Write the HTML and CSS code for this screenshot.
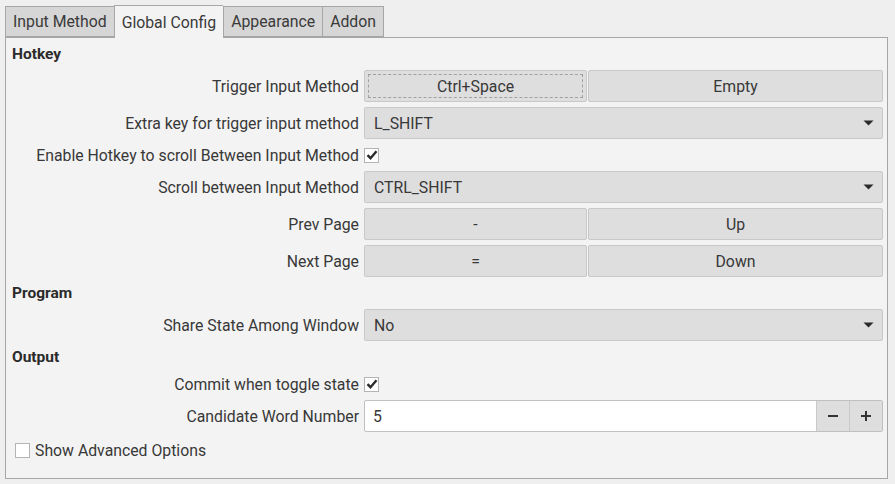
FILE: index.html
```html
<!DOCTYPE html>
<html>
<head>
<meta charset="utf-8">
<link rel="stylesheet" href="styles.css">
</head>
<body>
<div class="window">
  <div class="tabs">
    <div class="tab">Input Method</div>
    <div class="tab active">Global Config</div>
    <div class="tab">Appearance</div>
    <div class="tab">Addon</div>
  </div>
  <div class="pane">
    <div class="header">Hotkey</div>
    <div class="row">
      <div class="label">Trigger Input Method</div>
      <div class="field pair">
        <div class="btn focus"><span>Ctrl+Space</span></div>
        <div class="btn">Empty</div>
      </div>
    </div>
    <div class="row">
      <div class="label">Extra key for trigger input method</div>
      <div class="field combo"><span>L_SHIFT</span><svg class="arrow" width="11" height="7" viewBox="0 0 11 7"><path d="M0.5 0.5h10l-5 5z" fill="#2a2a2a"/></svg></div>
    </div>
    <div class="row short">
      <div class="label">Enable Hotkey to scroll Between Input Method</div>
      <div class="field"><span class="check on"><svg width="12" height="12" viewBox="0 0 12 12"><path d="M1.5 6.2l3 3 6-7" fill="none" stroke="#2b2b2b" stroke-width="2.4"/></svg></span></div>
    </div>
    <div class="row">
      <div class="label">Scroll between Input Method</div>
      <div class="field combo"><span>CTRL_SHIFT</span><svg class="arrow" width="11" height="7" viewBox="0 0 11 7"><path d="M0.5 0.5h10l-5 5z" fill="#2a2a2a"/></svg></div>
    </div>
    <div class="row">
      <div class="label">Prev Page</div>
      <div class="field pair">
        <div class="btn">-</div>
        <div class="btn">Up</div>
      </div>
    </div>
    <div class="row">
      <div class="label">Next Page</div>
      <div class="field pair">
        <div class="btn">=</div>
        <div class="btn">Down</div>
      </div>
    </div>
    <div class="header">Program</div>
    <div class="row">
      <div class="label">Share State Among Window</div>
      <div class="field combo"><span>No</span><svg class="arrow" width="11" height="7" viewBox="0 0 11 7"><path d="M0.5 0.5h10l-5 5z" fill="#2a2a2a"/></svg></div>
    </div>
    <div class="header">Output</div>
    <div class="row short">
      <div class="label">Commit when toggle state</div>
      <div class="field"><span class="check on"><svg width="12" height="12" viewBox="0 0 12 12"><path d="M1.5 6.2l3 3 6-7" fill="none" stroke="#2b2b2b" stroke-width="2.4"/></svg></span></div>
    </div>
    <div class="row">
      <div class="label">Candidate Word Number</div>
      <div class="field spin">
        <div class="spin-value">5</div>
        <div class="spin-btn"><svg width="12" height="12" viewBox="0 0 12 12"><path d="M1 6h10" stroke="#333" stroke-width="2"/></svg></div>
        <div class="spin-btn"><svg width="12" height="12" viewBox="0 0 12 12"><path d="M1 6h10M6 1v10" stroke="#333" stroke-width="2"/></svg></div>
      </div>
    </div>
    <div class="advanced">
      <span class="check"></span>
      <span>Show Advanced Options</span>
    </div>
  </div>
</div>
</body>
</html>
```

FILE: styles.css
```css
* { box-sizing: border-box; }
html, body {
  margin: 0;
  padding: 0;
  background: #efefef;
  font-family: Roboto, "Noto Sans", sans-serif;
  font-size: 15.8px;
  color: #383838;
}
.window {
  padding: 5px 0 0 5px;
  width: 895px;
  height: 484px;
}
.tabs {
  display: flex;
  align-items: flex-end;
  height: 32px;
  position: relative;
  z-index: 1;
}
.tab {
  height: 31px;
  padding: 0 7px;
  background: #d6d6d6;
  border: 1px solid #a6a6a6;
  border-right: none;
  display: flex;
  align-items: center;
  color: #3a3a3a;
}
.tab:last-child { border-right: 1px solid #a6a6a6; }
.tab.active {
  background: #f3f3f3;
  border-bottom: none;
  margin-bottom: -1px;
  height: 33px;
}
.tab.active + .tab { border-left: 1px solid #a6a6a6; }
.pane {
  width: 883px;
  height: 442px;
  border: 1px solid #a6a6a6;
  background: #f3f3f3;
  padding: 5px 4px 0 0;
  display: flex;
  flex-direction: column;
  gap: 5px;
}
.header {
  height: 22px;
  display: flex;
  align-items: center;
  padding-left: 6px;
  font-weight: bold;
  font-size: 15.5px;
  color: #2b2b2b;
}
.row {
  height: 32px;
  display: grid;
  grid-template-columns: 353px 1fr;
  column-gap: 5px;
}
.row.short { height: 22px; }
.label {
  display: flex;
  align-items: center;
  justify-content: flex-end;
  white-space: nowrap;
}
.field {
  display: flex;
  align-items: center;
}
.pair { gap: 1px; }
.btn {
  flex: 1;
  height: 32px;
  background: #dedede;
  border: 1px solid #c8c8c8;
  border-radius: 2px;
  display: flex;
  align-items: center;
  justify-content: center;
}
.pair .btn:first-child { flex: 0 0 223px; }
.btn.focus { padding: 3px; }
.btn.focus span {
  flex: 1;
  align-self: stretch;
  display: flex;
  align-items: center;
  justify-content: center;
  border: 1px dashed #a0a0a0;
}
.combo {
  height: 32px;
  background: #dedede;
  border: 1px solid #c8c8c8;
  border-radius: 2px;
  padding: 0 8px 0 9px;
  justify-content: space-between;
}
.arrow { margin-top: 1px; }
.check {
  width: 15px;
  height: 15px;
  background: #ffffff;
  border: 1px solid #b4b4b4;
  display: inline-flex;
  align-items: center;
  justify-content: center;
}
.spin {
  height: 32px;
  border: 1px solid #c0c0c0;
  border-radius: 2px;
  background: #ffffff;
}
.spin-value {
  flex: 1;
  padding-left: 8px;
  display: flex;
  align-items: center;
  height: 100%;
}
.spin-btn {
  width: 33px;
  height: 100%;
  background: #dedede;
  border-left: 1px solid #cacaca;
  display: flex;
  align-items: center;
  justify-content: center;
}
.advanced {
  height: 22px;
  margin-top: 2px;
  display: flex;
  align-items: center;
  gap: 5px;
  padding-left: 9px;
}
```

### What the task requires
Restate the data above exactly, stripping out each image.

### Result
Write the HTML and CSS code for this screenshot.
FILE: index.html
```html
<!DOCTYPE html>
<html>
<head>
<meta charset="utf-8">
<link rel="stylesheet" href="styles.css">
</head>
<body>
<div class="window">
  <div class="tabs">
    <div class="tab">Input Method</div>
    <div class="tab active">Global Config</div>
    <div class="tab">Appearance</div>
    <div class="tab">Addon</div>
  </div>
  <div class="pane">
    <div class="header">Hotkey</div>
    <div class="row">
      <div class="label">Trigger Input Method</div>
      <div class="field pair">
        <div class="btn focus"><span>Ctrl+Space</span></div>
        <div class="btn">Empty</div>
      </div>
    </div>
    <div class="row">
      <div class="label">Extra key for trigger input method</div>
      <div class="field combo"><span>L_SHIFT</span><svg class="arrow" width="11" height="7" viewBox="0 0 11 7"><path d="M0.5 0.5h10l-5 5z" fill="#2a2a2a"/></svg></div>
    </div>
    <div class="row short">
      <div class="label">Enable Hotkey to scroll Between Input Method</div>
      <div class="field"><span class="check on"><svg width="12" height="12" viewBox="0 0 12 12"><path d="M1.5 6.2l3 3 6-7" fill="none" stroke="#2b2b2b" stroke-width="2.4"/></svg></span></div>
    </div>
    <div class="row">
      <div class="label">Scroll between Input Method</div>
      <div class="field combo"><span>CTRL_SHIFT</span><svg class="arrow" width="11" height="7" viewBox="0 0 11 7"><path d="M0.5 0.5h10l-5 5z" fill="#2a2a2a"/></svg></div>
    </div>
    <div class="row">
      <div class="label">Prev Page</div>
      <div class="field pair">
        <div class="btn">-</div>
        <div class="btn">Up</div>
      </div>
    </div>
    <div class="row">
      <div class="label">Next Page</div>
      <div class="field pair">
        <div class="btn">=</div>
        <div class="btn">Down</div>
      </div>
    </div>
    <div class="header">Program</div>
    <div class="row">
      <div class="label">Share State Among Window</div>
      <div class="field combo"><span>No</span><svg class="arrow" width="11" height="7" viewBox="0 0 11 7"><path d="M0.5 0.5h10l-5 5z" fill="#2a2a2a"/></svg></div>
    </div>
    <div class="header">Output</div>
    <div class="row short">
      <div class="label">Commit when toggle state</div>
      <div class="field"><span class="check on"><svg width="12" height="12" viewBox="0 0 12 12"><path d="M1.5 6.2l3 3 6-7" fill="none" stroke="#2b2b2b" stroke-width="2.4"/></svg></span></div>
    </div>
    <div class="row">
      <div class="label">Candidate Word Number</div>
      <div class="field spin">
        <div class="spin-value">5</div>
        <div class="spin-btn"><svg width="12" height="12" viewBox="0 0 12 12"><path d="M1 6h10" stroke="#333" stroke-width="2"/></svg></div>
        <div class="spin-btn"><svg width="12" height="12" viewBox="0 0 12 12"><path d="M1 6h10M6 1v10" stroke="#333" stroke-width="2"/></svg></div>
      </div>
    </div>
    <div class="advanced">
      <span class="check"></span>
      <span>Show Advanced Options</span>
    </div>
  </div>
</div>
</body>
</html>
```

FILE: styles.css
```css
* { box-sizing: border-box; }
html, body {
  margin: 0;
  padding: 0;
  background: #efefef;
  font-family: Roboto, "Noto Sans", sans-serif;
  font-size: 15.8px;
  color: #383838;
}
.window {
  padding: 5px 0 0 5px;
  width: 895px;
  height: 484px;
}
.tabs {
  display: flex;
  align-items: flex-end;
  height: 32px;
  position: relative;
  z-index: 1;
}
.tab {
  height: 31px;
  padding: 0 7px;
  background: #d6d6d6;
  border: 1px solid #a6a6a6;
  border-right: none;
  display: flex;
  align-items: center;
  color: #3a3a3a;
}
.tab:last-child { border-right: 1px solid #a6a6a6; }
.tab.active {
  background: #f3f3f3;
  border-bottom: none;
  margin-bottom: -1px;
  height: 33px;
}
.tab.active + .tab { border-left: 1px solid #a6a6a6; }
.pane {
  width: 883px;
  height: 442px;
  border: 1px solid #a6a6a6;
  background: #f3f3f3;
  padding: 5px 4px 0 0;
  display: flex;
  flex-direction: column;
  gap: 5px;
}
.header {
  height: 22px;
  display: flex;
  align-items: center;
  padding-left: 6px;
  font-weight: bold;
  font-size: 15.5px;
  color: #2b2b2b;
}
.row {
  height: 32px;
  display: grid;
  grid-template-columns: 353px 1fr;
  column-gap: 5px;
}
.row.short { height: 22px; }
.label {
  display: flex;
  align-items: center;
  justify-content: flex-end;
  white-space: nowrap;
}
.field {
  display: flex;
  align-items: center;
}
.pair { gap: 1px; }
.btn {
  flex: 1;
  height: 32px;
  background: #dedede;
  border: 1px solid #c8c8c8;
  border-radius: 2px;
  display: flex;
  align-items: center;
  justify-content: center;
}
.pair .btn:first-child { flex: 0 0 223px; }
.btn.focus { padding: 3px; }
.btn.focus span {
  flex: 1;
  align-self: stretch;
  display: flex;
  align-items: center;
  justify-content: center;
  border: 1px dashed #a0a0a0;
}
.combo {
  height: 32px;
  background: #dedede;
  border: 1px solid #c8c8c8;
  border-radius: 2px;
  padding: 0 8px 0 9px;
  justify-content: space-between;
}
.arrow { margin-top: 1px; }
.check {
  width: 15px;
  height: 15px;
  background: #ffffff;
  border: 1px solid #b4b4b4;
  display: inline-flex;
  align-items: center;
  justify-content: center;
}
.spin {
  height: 32px;
  border: 1px solid #c0c0c0;
  border-radius: 2px;
  background: #ffffff;
}
.spin-value {
  flex: 1;
  padding-left: 8px;
  display: flex;
  align-items: center;
  height: 100%;
}
.spin-btn {
  width: 33px;
  height: 100%;
  background: #dedede;
  border-left: 1px solid #cacaca;
  display: flex;
  align-items: center;
  justify-content: center;
}
.advanced {
  height: 22px;
  margin-top: 2px;
  display: flex;
  align-items: center;
  gap: 5px;
  padding-left: 9px;
}
```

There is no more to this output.